Hyoung Tae Kim, Hee Cheon No
Nuclear Technology | Volume 119 | Number 1 | July 1997 | Pages 98-104
Technical Note | Heat Transfer and Fluid Flow | doi.org/10.13182/NT77-A35397
Articles are hosted by Taylor and Francis Online.
The improvement of RELAP5/MOD3.1 code predictive capability for steam condensation on an inclined surface is investigated. In modeling the secondary condensers with RELAP5, two problems were encountered with respect to condensation in vertically stacked tube walls: the capability for turbulent film condensation and the effect of the wall node size on the prediction of condensation heat transfer coefficients (HTCs). The code original model based on the Nus-selt model for laminar film condensation is extended to the turbulent film condensation by introducing two previously developed models into the code. The code is further improved to properly take into account the condensation length over many nodings.

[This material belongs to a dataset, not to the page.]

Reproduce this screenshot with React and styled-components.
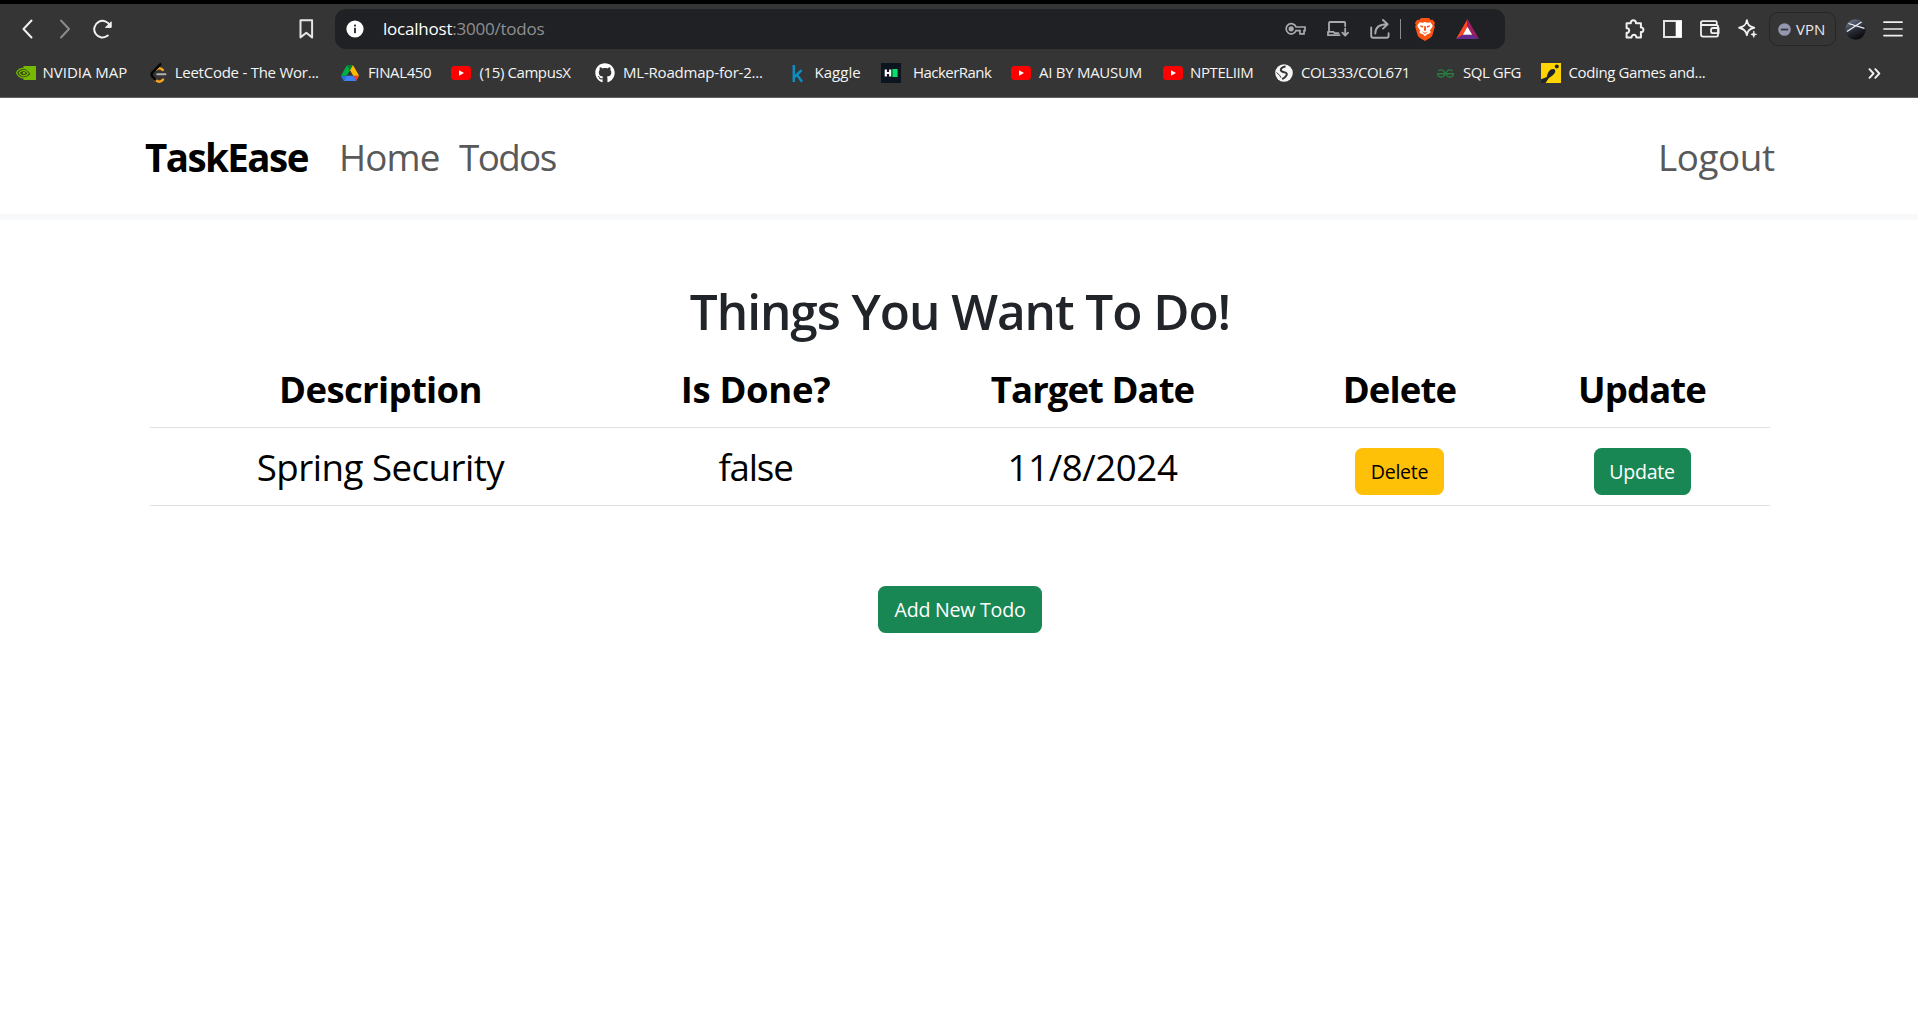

To eliminate the dependence on the node size in predicting the condensation HTC of the code, film Reynolds numbers at each node are calculated recursively to track the growing condensate film thickness along the condensation length. The modified version is tested under idealized boundary conditions and with the simulation of secondary condensers and is compared with an analytical solution and the original code. It turns out that the simulation results by this modified version are independent of the node size and are in better agreement with the analytical solution than those by the original one.